[Start]

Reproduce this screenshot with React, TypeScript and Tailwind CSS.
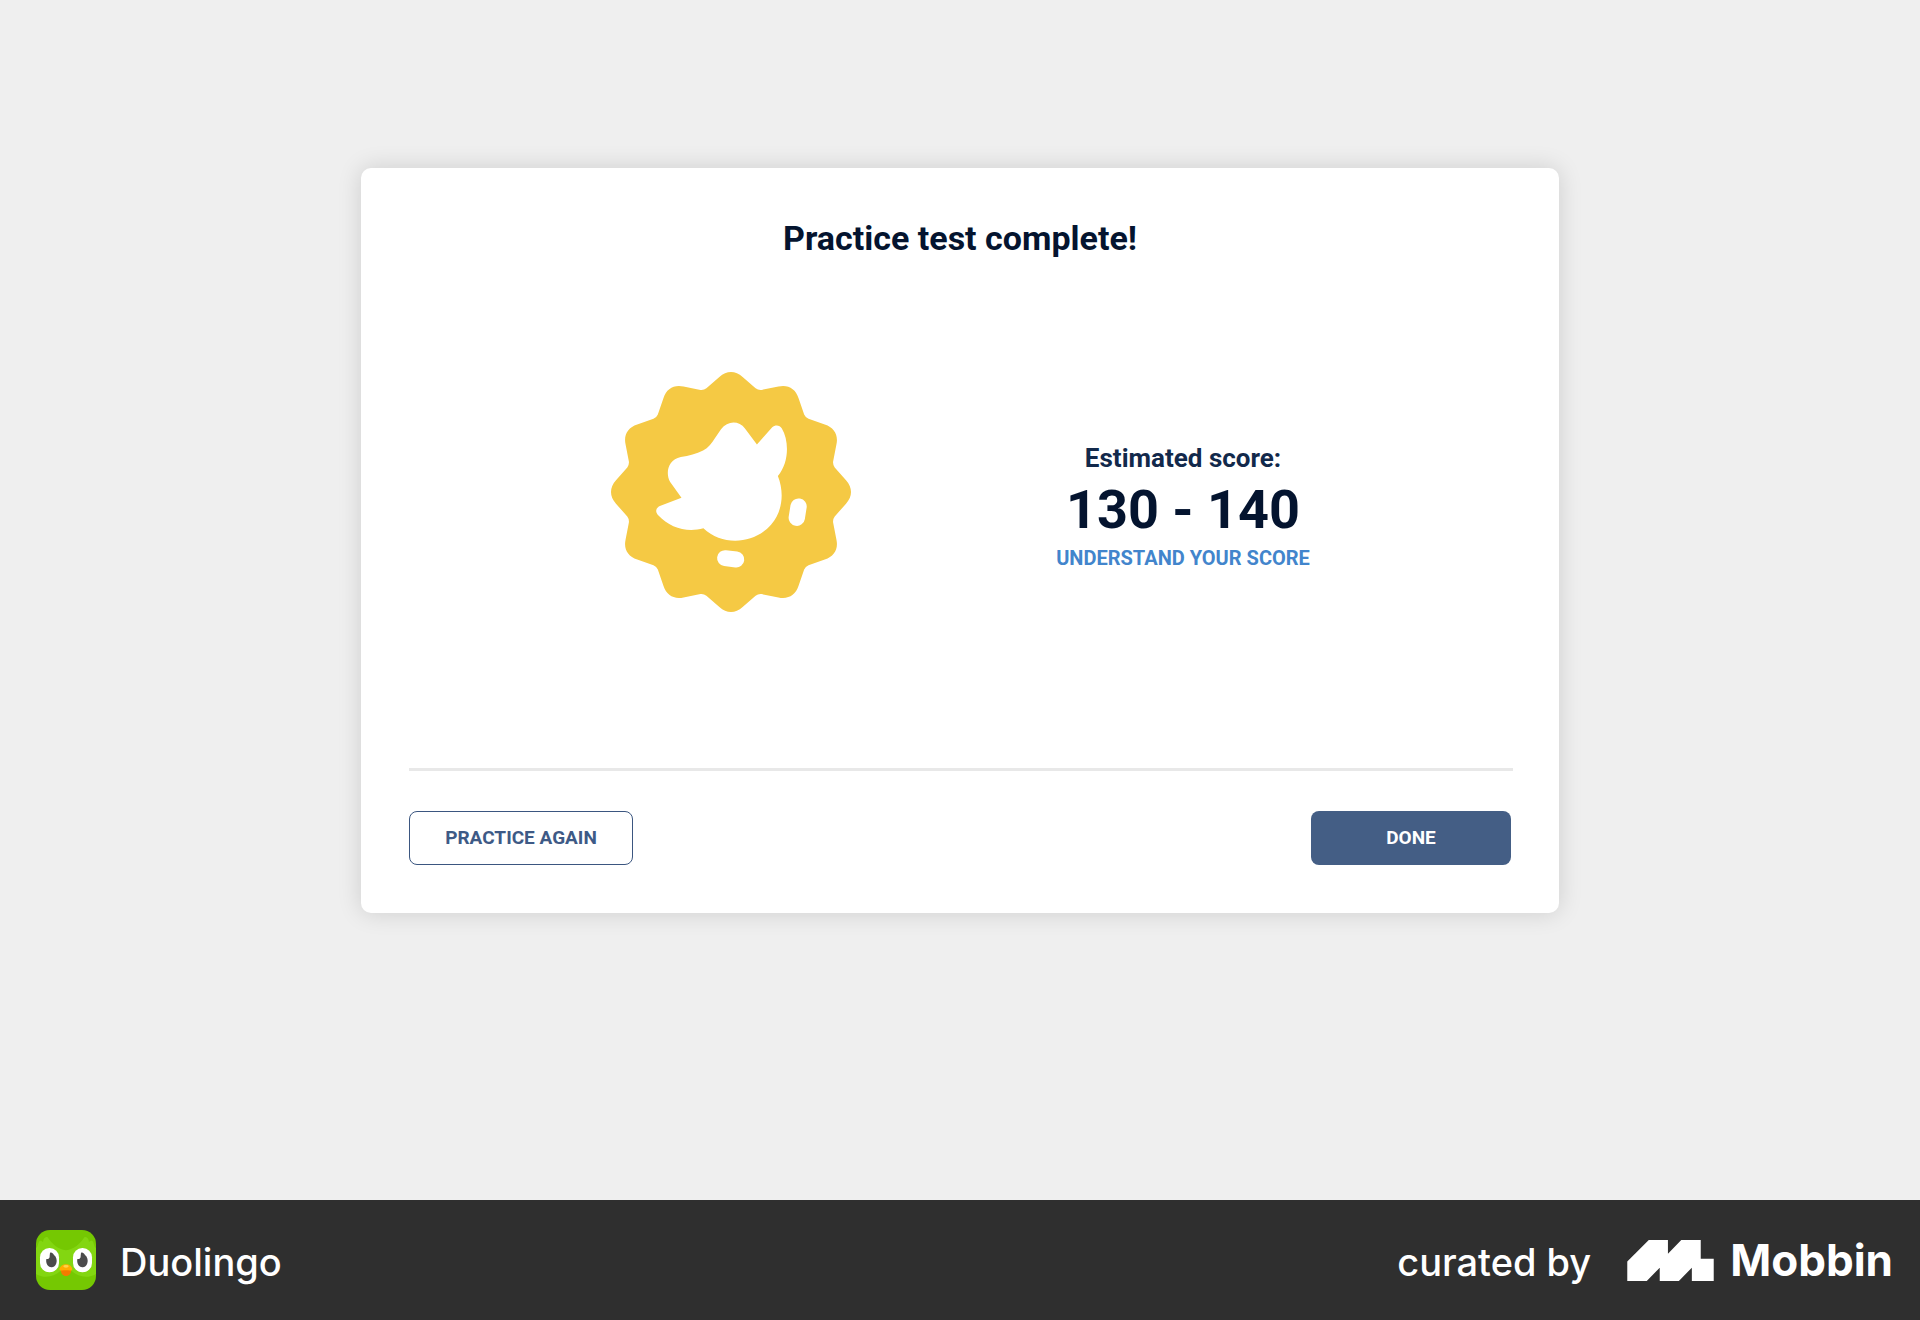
type Point = [number, number];

const CENTER = 361;

function sealPath(): string {
  const turn = ([x, y]: Point, step: number) => {
    const a = (step * Math.PI) / 6;
    const px = CENTER + x * Math.cos(a) - y * Math.sin(a);
    const py = CENTER + x * Math.sin(a) + y * Math.cos(a);
    return `${px.toFixed(1)} ${py.toFixed(1)}`;
  };
  let d = `M${turn([-74, -312], 0)}`;
  for (let i = 0; i < 12; i++) {
    d += `L${turn([-35, -346], i)}`;
    d += `C${turn([-13, -366], i)} ${turn([13, -366], i)} ${turn([35, -346], i)}`;
    d += `L${turn([74, -312], i)}`;
    d += `Q${turn([82, -306], i)} ${turn([-74, -312], i + 1)}`;
  }
  return d + "Z";
}

function Seal() {
  return (
    <svg viewBox="0 0 722 722" className="size-60" role="img" aria-label="Practice test badge">
      <path d={sealPath()} fill="#f5c944" />
      <g fill="#fff" transform="translate(-33 -36)">
        <path d="M472 254L436 206C418 182 384 182 364 208L345 236C336 251 326 264 310 272C290 282 268 287 243 292C204 301 196 340 211 367L245 414L182 438C166 444 166 458 175 467C210 505 262 520 311 506C370 562 465 553 515 495C549 455 555 400 535 349C568 310 570 245 547 206C541 195 527 194 518 202Z" />
        <rect x="570" y="416" width="49" height="83" rx="24" transform="rotate(9 594 458)" />
        <rect x="352" y="574" width="82" height="48" rx="24" transform="rotate(7 393 598)" />
      </g>
    </svg>
  );
}

function OwlIcon() {
  return (
    <svg viewBox="0 0 180 180" className="size-15 rounded-[14px]" aria-hidden="true">
      <rect width="180" height="180" fill="#75c802" />
      <path
        d="M0 54C6 51 6 39 10 34C14 31 18 33 21 37C22 26 27 19 35 22C48 42 66 58 90 61C114 58 132 42 145 22C153 19 158 26 159 37C162 33 166 31 170 34C174 39 174 51 180 54V132C158 146 126 142 108 124H72C54 142 22 146 0 132Z"
        fill="#83d611"
      />
      <rect x="12" y="54" width="57" height="73" rx="28" fill="#fff" />
      <rect x="111" y="54" width="57" height="73" rx="28" fill="#fff" />
      <path
        d="M42 69C45 66 51 69 54 75C61 80 64 91 61 100C58 110 50 113 43 111C34 109 29 99 31 87C37 88 42 84 41 77Z"
        fill="#4b4b4b"
      />
      <path
        d="M135 69C138 66 144 69 147 75C154 80 157 91 154 100C151 110 143 113 136 111C127 109 122 99 124 87C130 88 135 84 134 77Z"
        fill="#4b4b4b"
      />
      <path d="M74 119H106C105 131 100 138 90 138S75 131 74 119Z" fill="#f47b00" />
      <path d="M70 117C73 108 80 103 90 103S107 108 109 117C109 123 101 121 90 121S70 123 70 117Z" fill="#ffae00" />
      <ellipse cx="90" cy="109" rx="8" ry="4" fill="#ffd34a" />
    </svg>
  );
}

function MobbinMark() {
  return (
    <svg viewBox="0 0 253 120" className="h-[41px] w-[87px]" fill="#fff" aria-hidden="true">
      <path d="M0 63L63 0H119V40L158 0H215V55H253V120H189V81L151 120H95V81L57 120H0Z" />
    </svg>
  );
}

export default function App() {
  return (
    <div className="flex min-h-screen flex-col bg-[#efefef] font-['Roboto',sans-serif]">
      <main className="flex grow items-start justify-center px-6 pt-42 pb-12">
        <section className="flex w-full max-w-[1198px] flex-col rounded-[10px] bg-white px-12 pt-12 pb-12 shadow-[0_0_24px_rgba(0,0,0,0.14)]">
          <h1 className="text-center text-[34px] leading-[44px] font-bold text-[#04142f]">
            Practice test complete!
          </h1>
          <div className="mx-auto mt-28 grid w-full max-w-[904px] grid-cols-2 items-center pr-1">
            <div className="flex justify-center pr-1">
              <Seal />
            </div>
            <div className="flex flex-col items-center pt-7 font-bold">
              <h2 className="text-[26px] leading-8 text-[#12294b]">Estimated score:</h2>
              <p className="py-2 text-[54px] leading-14 text-[#04142f]">130 - 140</p>
              <a href="#score" className="text-[20px] leading-6 text-[#4285cc]">
                UNDERSTAND YOUR SCORE
              </a>
            </div>
          </div>
          <hr className="mt-[156px] -mr-0.5 border-t-3 border-[#e8e8e8]" />
          <div className="mt-10 flex items-center justify-between">
            <button
              type="button"
              className="h-[54px] w-56 rounded-lg border border-[#3b5680] text-[19px] font-bold text-[#3e5a86]"
            >
              PRACTICE AGAIN
            </button>
            <button
              type="button"
              className="h-[54px] w-50 rounded-lg bg-[#445e85] text-[19px] font-bold text-white"
            >
              DONE
            </button>
          </div>
        </section>
      </main>
      <footer className="flex h-30 items-center justify-between bg-[#2f2f2f] pr-[27px] pl-9 font-['Inter',sans-serif] text-white">
        <div className="flex items-center gap-6">
          <OwlIcon />
          <span className="pt-1 text-[38px] leading-12 font-medium">Duolingo</span>
        </div>
        <div className="flex items-center">
          <span className="pt-1 text-[38px] leading-12 font-medium">curated by</span>
          <a href="#mobbin" className="ml-9 flex items-center gap-4">
            <MobbinMark />
            <span className="text-[44px] leading-12 font-bold">Mobbin</span>
          </a>
        </div>
      </footer>
    </div>
  );
}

[End]

> [Stated goal]:
Print the data above verbatim from the first line through the line holding "const CENTER = 361;", leaving every picture out.

> [Exercise result]:
Reproduce this screenshot with React, TypeScript and Tailwind CSS.
type Point = [number, number];

const CENTER = 361;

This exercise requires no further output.